张量进行梯度计算前，需要在创建变量时将requires_grad设置为True。计算梯度时必须设置tensor的数据类型为float或者complex。

grad在反向传播过程中是累加的(accumulated)，这意味着每⼀一次运⾏行行反向传播，梯度都会累加之前的梯度，所以⼀一般在反向传播之前需把梯度清零。

b=torch.tensor([[1,2],[3,4]],requires_grad=True)
b
RuntimeError: Only Tensors of floating point and complex dtype can require gradients

1.张量.grad_fn--记录张量的生成方式(直接创建/函数表达式创建)

#直接创建张量
b=torch.tensor([[1,2],[3,4]],dtype=torch.float,requires_grad=True)
b
tensor([[1., 2.],
        [3., 4.]], requires_grad=True)
print(b.grad_fn)
None
#函数表达式创建张量
c=b+1
print(c.grad_fn)
<AddBackward0 object at 0x7fb92684c490>

2.张量.requires_grad--bool型，表明张量是否计算梯度

b
tensor([[1., 2.],
        [3., 4.]], requires_grad=True)
b.requires_grad
True

c=torch.tensor([[1,2],[3,4]])
c.requires_grad
False

3.张量.requires_grad_(requires_grad=True)--用inplace方法改变张量是否需要计算梯度

c
tensor([[1, 2],
        [3, 4]])
c.to(torch.float).requires_grad_()
tensor([[1., 2.],
        [3., 4.]], requires_grad=True)

b
tensor([[1., 2.],
        [3., 4.]], requires_grad=True)
b.requires_grad_(False)
tensor([[1., 2.],
        [3., 4.]])

4.张量.backward(gradient=None,retain_graph=None,create_graph=False, inputs=None)---反向传播求导，导数值储存在变量的grad属性中。

Remark:

1.grad在反向传播过程中是累加的(accumulated)，这意味着每⼀次运行反向传播，梯度都会累加之前的梯度，所以一般在反向传播之前需把梯度清零。

2.y.backward(w) 的含义是：因为高维张量对张量的求导非常复杂，为了避免复杂的计算，pytorch只允许标量对张量求导，所以当y为张量的时候，需要导入一个和y同型的张量w，先计算 L = torch.sum(y * w) ，则张量y被转换成标量L，然后求L对自变量量 x 的导数。

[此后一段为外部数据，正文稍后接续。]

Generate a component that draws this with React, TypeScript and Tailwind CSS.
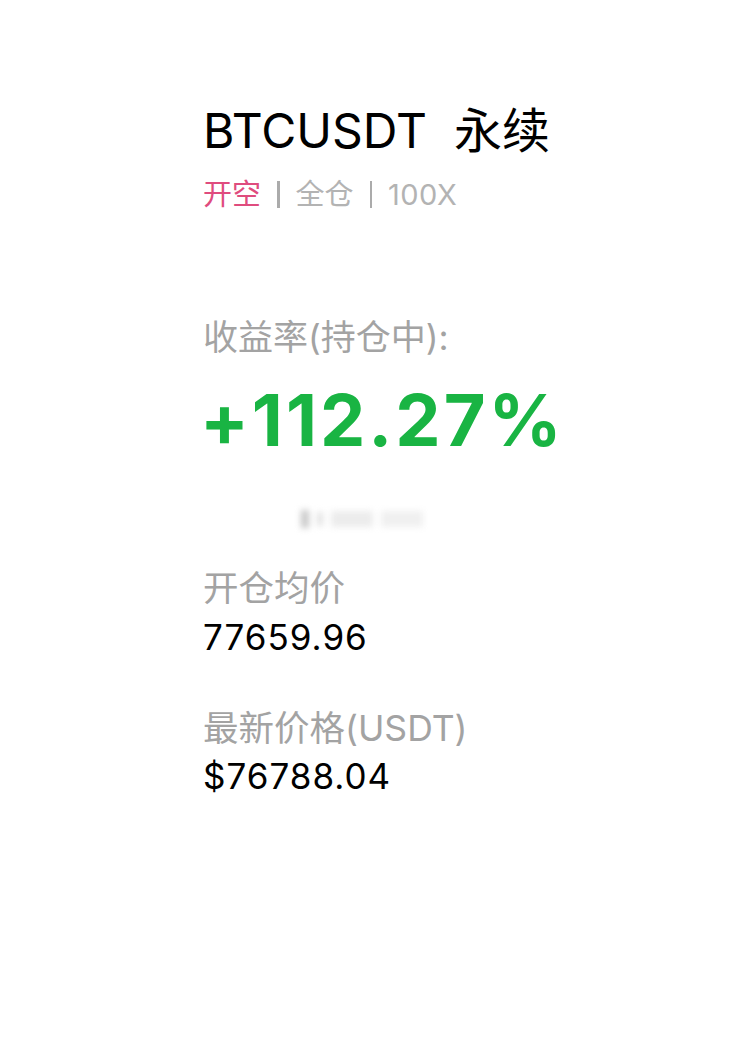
const latin = "font-['Inter','Noto_Sans_CJK_SC',sans-serif]";

function Stat({ label, value }: { label: string; value: string }) {
  return (
    <div>
      <div className="text-[35.5px] leading-none text-[#a3a3a3]">{label}</div>
      <div className="mt-[13px] text-[35px] leading-none text-black tracking-[1px]">{value}</div>
    </div>
  );
}

export default function App() {
  return (
    <div className={`min-h-[1042px] w-[729px] bg-white pl-[203px] pt-[107px] ${latin}`}>
      <h1 className="text-[48px] leading-none font-normal text-black whitespace-pre">
        BTCUSDT  永续
      </h1>

      <div className="mt-[25px] flex items-center text-[29px] leading-none">
        <span className="text-[#df4c7e]">开空</span>
        <span className="mx-[16px] h-[27px] w-[2.5px] bg-[#ababab]" />
        <span className="text-[#b3b3b3]">全仓</span>
        <span className="mx-[16px] h-[27px] w-[2.5px] bg-[#ababab]" />
        <span className="text-[#b3b3b3] tracking-[0.5px]">100X</span>
      </div>

      <div className="mt-[111px] text-[35px] leading-none text-[#a3a3a3]">收益率(持仓中):</div>
      <div className="mt-[29px] -ml-[3px] text-[72px] leading-none font-bold text-[#19b443] tracking-[3px]">
        +112.27%
      </div>

      {/* redacted strip */}
      <div className="ml-[98px] mt-[53px] flex h-[20px] w-[132px] items-center gap-[8px] blur-[3px]">
        <span className="h-[18px] w-[8px] bg-[#c8c8c8]" />
        <span className="h-[14px] w-[6px] bg-[#e2e2e2]" />
        <span className="h-[16px] w-[42px] bg-[#ececec]" />
        <span className="h-[16px] w-[42px] bg-[#f0f0f0]" />
      </div>

      <div className="mt-[42px] flex flex-col gap-[56px]">
        <Stat label="开仓均价" value="77659.96" />
        <Stat label="最新价格(USDT)" value="$76788.04" />
      </div>
    </div>
  );
}
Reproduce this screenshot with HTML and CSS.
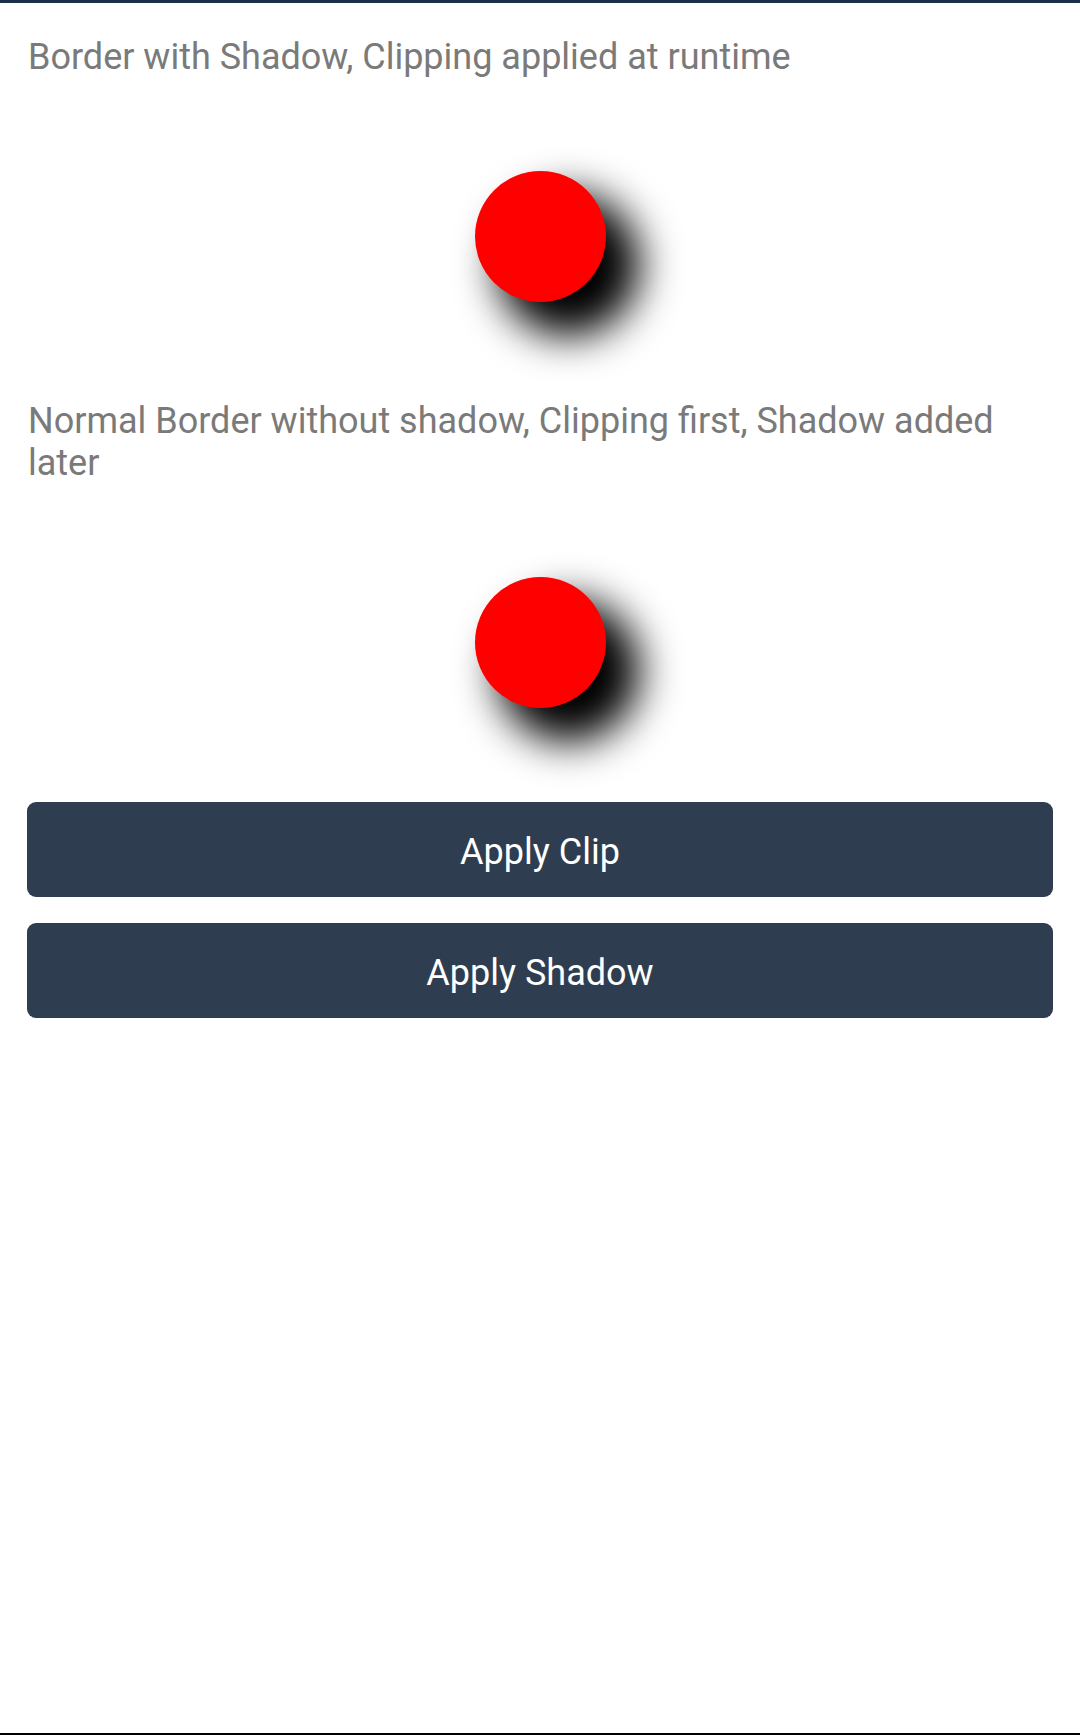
FILE: index.html
```html
<!DOCTYPE html>
<html>
<head>
<meta charset="utf-8">
<link rel="stylesheet" href="styles.css">
</head>
<body>
<div class="screen">
  <p class="label first">Border with Shadow, Clipping applied at runtime</p>
  <div class="stage stage-one"><div class="dot"></div></div>
  <p class="label">Normal Border without shadow, Clipping first, Shadow added later</p>
  <div class="stage stage-two"><div class="dot"></div></div>
  <button class="btn">Apply Clip</button>
  <button class="btn">Apply Shadow</button>
</div>
</body>
</html>
```
FILE: styles.css
```css
html, body {
  margin: 0;
  padding: 0;
  background: #ffffff;
}
.screen {
  box-sizing: border-box;
  height: 1735px;
  border-top: 3px solid #1c2f47;
  border-bottom: 2px solid #000000;
  padding: 0 27px;
  display: flex;
  flex-direction: column;
  font-family: Roboto, "Noto Sans", sans-serif;
}
.label {
  margin: 0;
  font-size: 36px;
  line-height: 42px;
  color: #7a7a7a;
  padding-left: 1px;
}
.label.first {
  margin-top: 33px;
}
.stage {
  display: flex;
  justify-content: center;
}
.stage-one {
  padding: 93px 0 98px;
}
.stage-two {
  padding: 93px 0 94px;
}
.dot {
  width: 131px;
  height: 131px;
  border-radius: 50%;
  background: #ff0000;
  box-shadow: 28px 28px 40px 6px #000000;
}
.btn {
  display: block;
  width: 100%;
  height: 95px;
  border: none;
  border-radius: 9px;
  background: #2e3e50;
  color: #ffffff;
  font-family: Roboto, "Noto Sans", sans-serif;
  font-size: 36px;
  margin: 0 0 26px;
  padding: 5px 0 0;
}
```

对于上图所示的单层神经网络， $y=w_{1}x_{1}+w_{2}x_{2}$ ,易知： $\frac{\partial^{_{y}} }{\partial w_{1}}=x_{1},\frac{\partial_{y} }{\partial w_{2}}=x_{2}$ ,现进行验证

y和w，x均为标量时：

x1=torch.tensor(2,dtype=torch.float,requires_grad=True)
x2=torch.tensor(3,dtype=torch.float,requires_grad=True)
w1=torch.tensor(1/2,requires_grad=True)
w2=torch.tensor(1/3,requires_grad=True)
y=w1*x1+w2*x2
y.backward()#等价于y.backward(torch.tensor(1))
print(x1.grad)
print(x2.grad)
print(w1.grad)
print(w2.grad)
输出：
tensor(0.5000)
tensor(0.3333)
tensor(2.)
tensor(3.)

y为标量，x,w为向量时：

x=torch.tensor((2,3),dtype=torch.float,requires_grad=True)
w=torch.tensor((1/2,1/3),requires_grad=True)
y=w.dot(x)
y.backward()
print(x.grad)
print(w.grad)

输出：
tensor([0.5000, 0.3333])
tensor([2., 3.])

对于上图所示的神经网络，可以构建如下方程组：

$y_{1}=w_{11}x_{1}+w_{21}x_{2}+w_{31}x_{3}$

$y=w_{12}x_{1}+w_{22}x_{3}+w_{32}x_{3}$

y为标量，x和w为向量时：发现对x的两次求导会产生叠加

x=torch.tensor((2,3,4),dtype=torch.float,requires_grad=True)
w1=torch.tensor((1/2,1/3,1/4),dtype=torch.float,requires_grad=True)
w2=torch.tensor((2/2,2/3,2/4),dtype=torch.float,requires_grad=True)
y1=x.dot(w1)
y2=x.dot(w2)
y2.backward()
print(x.grad)
y1.backward()
print(x.grad)
print(w1.grad)
print(w2.grad)

输出：
tensor([1.0000, 0.6667, 0.5000])
tensor([1.5000, 1.0000, 0.7500])
tensor([2., 3., 4.])
tensor([2., 3., 4.])

y,x,w均为向量时：

x=torch.tensor((2,3,4),dtype=torch.float,requires_grad=True)
w1=torch.tensor((1/2,1/3,1/4),dtype=torch.float,requires_grad=True)
w2=torch.tensor((2/2,2/3,2/4),dtype=torch.float,requires_grad=True)
y=torch.randn(2)
y[0]=x.dot(w1)
y[1]=x.dot(w2)
y.backward()#y为向量时backward参数必须赋值，不然会报错
RuntimeError: grad can be implicitly created only for scalar outputs
y.backward(torch.ones(2))#此时y对x的导数为2x3的矩阵，需要投影到(1,1)上
print(x.grad)
print(w1.grad)
print(w2.grad)

输出：
tensor([1.5000, 1.0000, 0.7500])#输出叠加后的梯度
tensor([2., 3., 4.])
tensor([2., 3., 4.])

5.with torch.no_grad()

在此模块下，所有表达式计算出的新tensor，会自动设置requires_grad=False

with torch.no_grad():
    expressions

七、torch包

1. nn.Module

CLASS torch.nn.Module(*args,**kwargs)，所有神经网络模型的搭建都必须继承该类!!!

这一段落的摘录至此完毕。